** Start Provided data **

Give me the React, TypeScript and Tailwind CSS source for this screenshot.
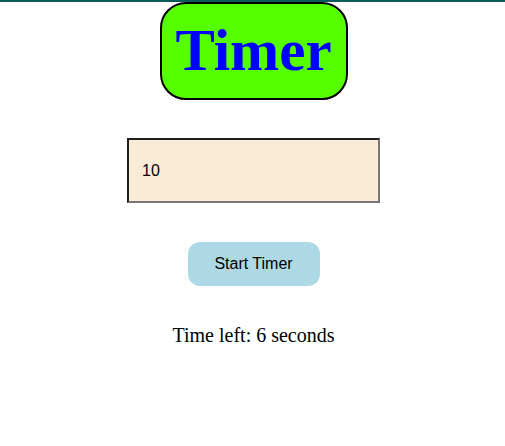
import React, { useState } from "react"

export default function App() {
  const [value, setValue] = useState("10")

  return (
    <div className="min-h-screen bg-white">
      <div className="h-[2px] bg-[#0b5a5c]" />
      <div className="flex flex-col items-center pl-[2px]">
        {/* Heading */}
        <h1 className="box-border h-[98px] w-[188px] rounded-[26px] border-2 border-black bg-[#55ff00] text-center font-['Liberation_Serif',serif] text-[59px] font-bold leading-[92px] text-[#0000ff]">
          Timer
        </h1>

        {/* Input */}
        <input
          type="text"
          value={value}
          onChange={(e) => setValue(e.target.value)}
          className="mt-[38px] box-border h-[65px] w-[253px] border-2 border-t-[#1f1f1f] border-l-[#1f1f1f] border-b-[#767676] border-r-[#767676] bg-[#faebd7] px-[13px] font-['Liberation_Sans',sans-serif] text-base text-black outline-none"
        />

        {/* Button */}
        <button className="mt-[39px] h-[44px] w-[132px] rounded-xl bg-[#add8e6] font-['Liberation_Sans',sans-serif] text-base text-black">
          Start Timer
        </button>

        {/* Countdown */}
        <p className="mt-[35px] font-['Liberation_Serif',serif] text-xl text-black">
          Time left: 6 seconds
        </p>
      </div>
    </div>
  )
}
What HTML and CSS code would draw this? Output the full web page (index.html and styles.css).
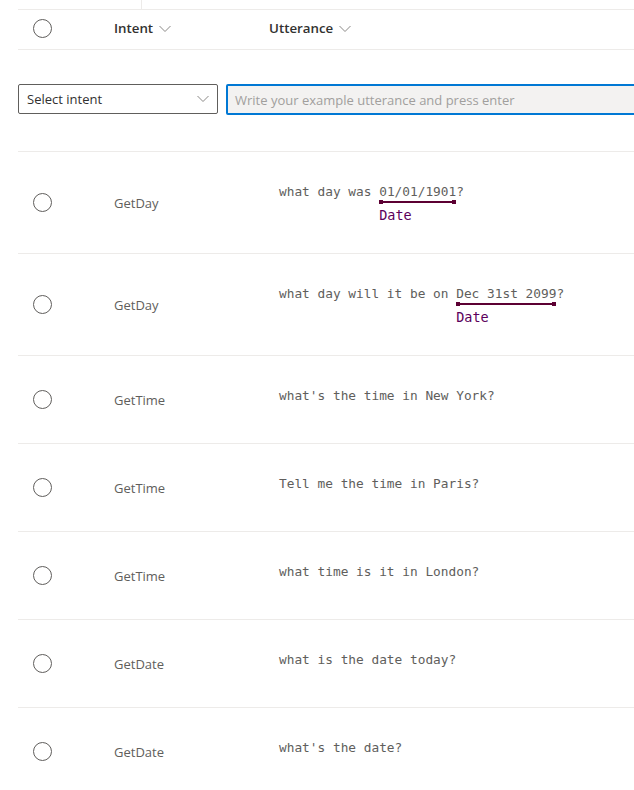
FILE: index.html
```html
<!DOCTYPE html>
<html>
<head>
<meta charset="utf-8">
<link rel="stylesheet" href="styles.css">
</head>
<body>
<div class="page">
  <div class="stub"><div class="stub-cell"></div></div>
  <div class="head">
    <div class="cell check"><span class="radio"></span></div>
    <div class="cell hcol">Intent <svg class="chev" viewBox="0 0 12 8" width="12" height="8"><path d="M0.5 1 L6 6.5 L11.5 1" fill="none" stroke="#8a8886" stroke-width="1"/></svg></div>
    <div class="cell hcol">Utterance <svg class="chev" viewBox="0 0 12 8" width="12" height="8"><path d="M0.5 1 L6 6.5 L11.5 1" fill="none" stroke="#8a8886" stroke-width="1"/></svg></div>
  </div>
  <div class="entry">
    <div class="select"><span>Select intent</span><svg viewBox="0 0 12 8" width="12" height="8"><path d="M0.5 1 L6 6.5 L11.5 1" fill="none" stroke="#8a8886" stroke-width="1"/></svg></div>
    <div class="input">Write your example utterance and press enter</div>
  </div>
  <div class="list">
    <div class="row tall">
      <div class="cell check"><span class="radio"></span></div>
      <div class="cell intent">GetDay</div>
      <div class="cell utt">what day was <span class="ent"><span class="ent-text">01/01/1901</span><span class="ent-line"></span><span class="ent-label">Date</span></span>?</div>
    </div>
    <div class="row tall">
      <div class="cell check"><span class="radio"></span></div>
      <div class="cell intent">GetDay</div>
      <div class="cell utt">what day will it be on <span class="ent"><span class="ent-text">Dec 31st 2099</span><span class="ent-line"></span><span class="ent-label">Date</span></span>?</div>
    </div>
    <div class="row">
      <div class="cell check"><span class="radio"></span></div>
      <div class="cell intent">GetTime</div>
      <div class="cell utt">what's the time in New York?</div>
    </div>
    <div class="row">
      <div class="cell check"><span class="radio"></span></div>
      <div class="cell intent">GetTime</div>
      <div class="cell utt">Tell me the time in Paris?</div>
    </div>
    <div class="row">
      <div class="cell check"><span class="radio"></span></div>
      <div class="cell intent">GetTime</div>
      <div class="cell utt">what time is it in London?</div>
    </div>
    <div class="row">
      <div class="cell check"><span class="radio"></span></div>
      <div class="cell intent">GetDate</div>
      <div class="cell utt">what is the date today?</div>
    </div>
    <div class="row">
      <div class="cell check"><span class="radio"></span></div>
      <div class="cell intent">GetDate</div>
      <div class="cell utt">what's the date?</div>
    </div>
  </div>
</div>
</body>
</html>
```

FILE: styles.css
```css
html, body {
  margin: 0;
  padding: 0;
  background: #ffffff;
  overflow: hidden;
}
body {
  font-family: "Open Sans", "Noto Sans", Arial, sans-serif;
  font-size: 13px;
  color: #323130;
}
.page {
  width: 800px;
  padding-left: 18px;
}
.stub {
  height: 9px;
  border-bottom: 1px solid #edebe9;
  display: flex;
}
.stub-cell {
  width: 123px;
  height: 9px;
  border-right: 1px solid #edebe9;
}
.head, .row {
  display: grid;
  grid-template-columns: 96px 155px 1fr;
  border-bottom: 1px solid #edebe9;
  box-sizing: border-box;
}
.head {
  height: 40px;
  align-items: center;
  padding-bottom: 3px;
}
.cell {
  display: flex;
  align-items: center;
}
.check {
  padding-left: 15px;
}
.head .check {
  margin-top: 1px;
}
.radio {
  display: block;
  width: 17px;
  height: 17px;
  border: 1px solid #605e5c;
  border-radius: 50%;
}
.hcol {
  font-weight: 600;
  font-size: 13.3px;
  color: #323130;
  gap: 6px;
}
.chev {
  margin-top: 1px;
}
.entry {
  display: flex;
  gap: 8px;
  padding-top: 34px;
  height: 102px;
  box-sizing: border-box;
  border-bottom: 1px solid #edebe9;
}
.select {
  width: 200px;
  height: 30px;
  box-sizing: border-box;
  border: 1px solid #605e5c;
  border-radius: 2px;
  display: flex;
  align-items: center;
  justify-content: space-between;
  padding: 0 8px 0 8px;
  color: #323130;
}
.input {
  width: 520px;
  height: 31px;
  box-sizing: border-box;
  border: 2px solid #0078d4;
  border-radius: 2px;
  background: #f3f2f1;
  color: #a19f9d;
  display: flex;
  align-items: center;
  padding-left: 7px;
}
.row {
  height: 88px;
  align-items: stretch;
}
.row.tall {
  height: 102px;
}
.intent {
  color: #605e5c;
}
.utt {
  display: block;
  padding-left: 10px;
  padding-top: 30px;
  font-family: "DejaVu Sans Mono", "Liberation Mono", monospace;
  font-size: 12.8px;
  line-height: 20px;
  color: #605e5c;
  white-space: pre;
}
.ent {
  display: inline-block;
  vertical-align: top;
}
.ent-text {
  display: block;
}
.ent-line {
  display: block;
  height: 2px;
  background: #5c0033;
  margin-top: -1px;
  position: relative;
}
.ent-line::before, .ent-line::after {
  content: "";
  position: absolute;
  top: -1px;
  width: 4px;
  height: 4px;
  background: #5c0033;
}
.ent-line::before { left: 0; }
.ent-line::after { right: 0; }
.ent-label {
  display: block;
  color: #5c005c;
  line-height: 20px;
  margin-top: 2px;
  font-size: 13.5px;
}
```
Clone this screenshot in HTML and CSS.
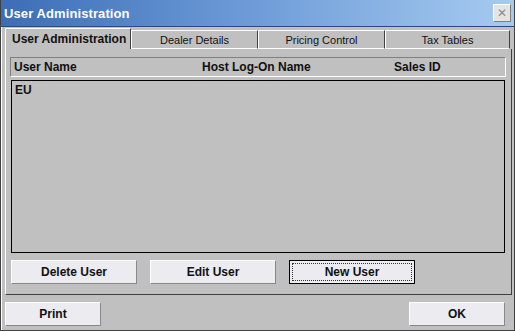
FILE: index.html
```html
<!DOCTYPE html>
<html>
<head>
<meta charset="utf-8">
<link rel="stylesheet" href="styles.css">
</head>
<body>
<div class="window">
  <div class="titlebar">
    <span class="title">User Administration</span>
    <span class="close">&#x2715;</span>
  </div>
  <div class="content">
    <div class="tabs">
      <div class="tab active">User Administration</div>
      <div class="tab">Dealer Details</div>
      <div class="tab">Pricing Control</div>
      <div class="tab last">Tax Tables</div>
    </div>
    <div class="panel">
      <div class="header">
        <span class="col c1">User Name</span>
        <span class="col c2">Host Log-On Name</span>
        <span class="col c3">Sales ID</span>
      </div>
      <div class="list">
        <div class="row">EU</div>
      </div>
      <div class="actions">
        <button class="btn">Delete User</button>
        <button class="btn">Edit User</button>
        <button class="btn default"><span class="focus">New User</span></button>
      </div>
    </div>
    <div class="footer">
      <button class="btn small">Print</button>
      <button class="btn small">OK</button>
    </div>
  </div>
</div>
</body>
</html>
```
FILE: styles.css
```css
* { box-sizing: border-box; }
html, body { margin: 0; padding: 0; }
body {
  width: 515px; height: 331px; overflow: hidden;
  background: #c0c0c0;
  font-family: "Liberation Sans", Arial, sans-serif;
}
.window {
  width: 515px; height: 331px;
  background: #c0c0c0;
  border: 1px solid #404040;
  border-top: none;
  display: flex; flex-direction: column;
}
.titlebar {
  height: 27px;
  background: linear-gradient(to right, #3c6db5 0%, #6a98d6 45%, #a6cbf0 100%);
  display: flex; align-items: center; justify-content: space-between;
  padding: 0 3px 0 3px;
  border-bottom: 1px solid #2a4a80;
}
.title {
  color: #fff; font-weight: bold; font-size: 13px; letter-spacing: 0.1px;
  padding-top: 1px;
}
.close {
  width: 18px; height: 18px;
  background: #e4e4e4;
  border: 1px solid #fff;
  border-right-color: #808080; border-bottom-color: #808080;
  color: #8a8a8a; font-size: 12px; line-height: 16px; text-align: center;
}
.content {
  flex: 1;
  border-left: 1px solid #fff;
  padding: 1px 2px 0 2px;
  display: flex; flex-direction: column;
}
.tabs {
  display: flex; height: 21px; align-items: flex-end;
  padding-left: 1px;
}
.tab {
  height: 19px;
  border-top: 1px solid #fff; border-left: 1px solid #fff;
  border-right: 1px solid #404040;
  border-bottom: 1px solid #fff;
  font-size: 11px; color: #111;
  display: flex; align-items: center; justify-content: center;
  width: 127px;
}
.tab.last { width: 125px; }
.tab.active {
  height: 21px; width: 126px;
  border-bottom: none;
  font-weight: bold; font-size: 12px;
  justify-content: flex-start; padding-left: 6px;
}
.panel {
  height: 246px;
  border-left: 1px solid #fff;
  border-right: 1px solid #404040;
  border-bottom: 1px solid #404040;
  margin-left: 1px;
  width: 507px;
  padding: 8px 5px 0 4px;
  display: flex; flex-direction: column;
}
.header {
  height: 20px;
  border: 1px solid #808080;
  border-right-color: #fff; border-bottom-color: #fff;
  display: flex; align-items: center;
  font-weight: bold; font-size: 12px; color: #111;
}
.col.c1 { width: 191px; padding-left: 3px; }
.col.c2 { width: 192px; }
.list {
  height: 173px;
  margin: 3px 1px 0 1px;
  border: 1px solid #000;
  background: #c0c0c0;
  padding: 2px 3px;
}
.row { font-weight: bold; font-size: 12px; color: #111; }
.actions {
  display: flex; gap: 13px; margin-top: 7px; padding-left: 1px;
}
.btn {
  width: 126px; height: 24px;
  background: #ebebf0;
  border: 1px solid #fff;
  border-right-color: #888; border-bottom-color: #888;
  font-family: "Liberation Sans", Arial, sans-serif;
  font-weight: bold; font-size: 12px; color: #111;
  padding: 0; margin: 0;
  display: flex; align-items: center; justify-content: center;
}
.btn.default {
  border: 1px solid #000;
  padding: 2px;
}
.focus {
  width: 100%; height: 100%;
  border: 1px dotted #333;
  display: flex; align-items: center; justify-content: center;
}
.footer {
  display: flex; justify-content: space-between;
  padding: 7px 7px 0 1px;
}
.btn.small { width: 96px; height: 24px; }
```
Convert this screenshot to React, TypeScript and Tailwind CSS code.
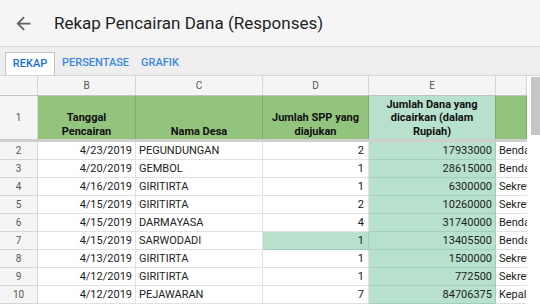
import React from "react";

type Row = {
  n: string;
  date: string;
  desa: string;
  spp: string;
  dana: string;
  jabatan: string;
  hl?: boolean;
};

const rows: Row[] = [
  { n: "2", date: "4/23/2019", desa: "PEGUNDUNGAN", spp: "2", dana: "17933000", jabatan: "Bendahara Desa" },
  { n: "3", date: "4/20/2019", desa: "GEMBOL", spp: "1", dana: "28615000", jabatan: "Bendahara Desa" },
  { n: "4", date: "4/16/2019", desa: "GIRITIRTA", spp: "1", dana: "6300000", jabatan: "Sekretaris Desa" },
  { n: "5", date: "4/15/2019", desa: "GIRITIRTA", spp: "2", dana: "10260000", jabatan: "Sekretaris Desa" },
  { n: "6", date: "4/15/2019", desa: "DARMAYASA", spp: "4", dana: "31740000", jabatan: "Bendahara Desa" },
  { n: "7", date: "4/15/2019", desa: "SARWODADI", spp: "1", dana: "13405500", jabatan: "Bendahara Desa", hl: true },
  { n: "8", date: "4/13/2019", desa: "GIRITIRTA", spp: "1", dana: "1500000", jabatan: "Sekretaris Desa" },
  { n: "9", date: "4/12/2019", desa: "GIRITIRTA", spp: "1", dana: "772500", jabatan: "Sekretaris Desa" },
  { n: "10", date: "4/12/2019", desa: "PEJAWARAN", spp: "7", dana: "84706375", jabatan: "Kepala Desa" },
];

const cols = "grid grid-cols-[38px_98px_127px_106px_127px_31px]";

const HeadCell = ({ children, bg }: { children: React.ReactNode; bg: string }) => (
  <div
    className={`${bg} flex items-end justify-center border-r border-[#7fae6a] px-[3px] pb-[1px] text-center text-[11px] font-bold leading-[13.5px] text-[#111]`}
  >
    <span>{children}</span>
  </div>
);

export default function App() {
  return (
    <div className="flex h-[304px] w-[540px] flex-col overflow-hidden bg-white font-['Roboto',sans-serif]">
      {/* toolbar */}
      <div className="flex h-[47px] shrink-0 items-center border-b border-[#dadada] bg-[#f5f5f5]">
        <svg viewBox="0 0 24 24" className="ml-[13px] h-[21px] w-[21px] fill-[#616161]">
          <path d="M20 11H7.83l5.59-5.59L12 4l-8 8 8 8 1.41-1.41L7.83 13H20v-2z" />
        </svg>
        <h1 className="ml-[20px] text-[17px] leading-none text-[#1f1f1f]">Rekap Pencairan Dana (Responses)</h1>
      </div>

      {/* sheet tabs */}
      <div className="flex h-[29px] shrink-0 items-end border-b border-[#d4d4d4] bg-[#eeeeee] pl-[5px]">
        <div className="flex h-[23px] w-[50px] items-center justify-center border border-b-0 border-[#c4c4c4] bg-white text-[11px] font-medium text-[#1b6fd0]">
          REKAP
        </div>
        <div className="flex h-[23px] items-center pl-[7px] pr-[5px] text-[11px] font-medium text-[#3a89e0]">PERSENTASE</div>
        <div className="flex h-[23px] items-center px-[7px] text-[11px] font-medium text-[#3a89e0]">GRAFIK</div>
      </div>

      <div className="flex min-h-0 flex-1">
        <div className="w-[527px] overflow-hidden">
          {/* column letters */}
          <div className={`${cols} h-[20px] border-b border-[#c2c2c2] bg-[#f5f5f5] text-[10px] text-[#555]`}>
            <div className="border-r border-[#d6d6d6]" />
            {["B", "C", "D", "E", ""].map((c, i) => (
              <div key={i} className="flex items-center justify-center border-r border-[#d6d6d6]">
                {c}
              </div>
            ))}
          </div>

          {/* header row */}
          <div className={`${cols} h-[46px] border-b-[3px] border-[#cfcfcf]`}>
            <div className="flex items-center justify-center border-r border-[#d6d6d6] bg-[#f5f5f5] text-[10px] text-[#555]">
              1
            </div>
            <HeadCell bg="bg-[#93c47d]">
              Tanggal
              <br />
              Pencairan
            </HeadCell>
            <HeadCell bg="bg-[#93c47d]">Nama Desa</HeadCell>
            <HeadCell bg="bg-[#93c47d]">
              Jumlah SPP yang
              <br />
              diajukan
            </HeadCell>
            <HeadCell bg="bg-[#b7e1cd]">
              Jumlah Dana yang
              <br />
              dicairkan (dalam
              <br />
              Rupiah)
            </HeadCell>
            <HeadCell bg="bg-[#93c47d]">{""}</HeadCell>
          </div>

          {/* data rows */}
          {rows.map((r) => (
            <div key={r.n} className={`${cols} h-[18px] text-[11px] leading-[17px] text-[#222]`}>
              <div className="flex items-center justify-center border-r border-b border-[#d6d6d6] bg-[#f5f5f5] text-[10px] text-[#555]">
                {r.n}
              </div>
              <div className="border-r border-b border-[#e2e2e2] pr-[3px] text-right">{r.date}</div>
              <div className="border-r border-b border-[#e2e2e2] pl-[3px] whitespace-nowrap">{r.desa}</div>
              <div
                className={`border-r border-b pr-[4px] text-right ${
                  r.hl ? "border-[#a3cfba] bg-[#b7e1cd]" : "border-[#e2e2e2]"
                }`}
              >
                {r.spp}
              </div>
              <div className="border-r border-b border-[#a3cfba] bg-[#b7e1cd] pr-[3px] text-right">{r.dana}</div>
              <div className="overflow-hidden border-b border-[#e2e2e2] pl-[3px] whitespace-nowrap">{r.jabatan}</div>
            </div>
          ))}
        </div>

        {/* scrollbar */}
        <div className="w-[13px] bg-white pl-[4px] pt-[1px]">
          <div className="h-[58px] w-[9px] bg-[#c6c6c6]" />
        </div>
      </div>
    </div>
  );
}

** End Provided data **

§ What you need to do: Give back exactly the lines from the first line of the data through the line with "const [value, setValue]", pictures excluded.

§ Exercise answer:
Give me the React, TypeScript and Tailwind CSS source for this screenshot.
import React, { useState } from "react"

export default function App() {
  const [value, setValue] = useState("10")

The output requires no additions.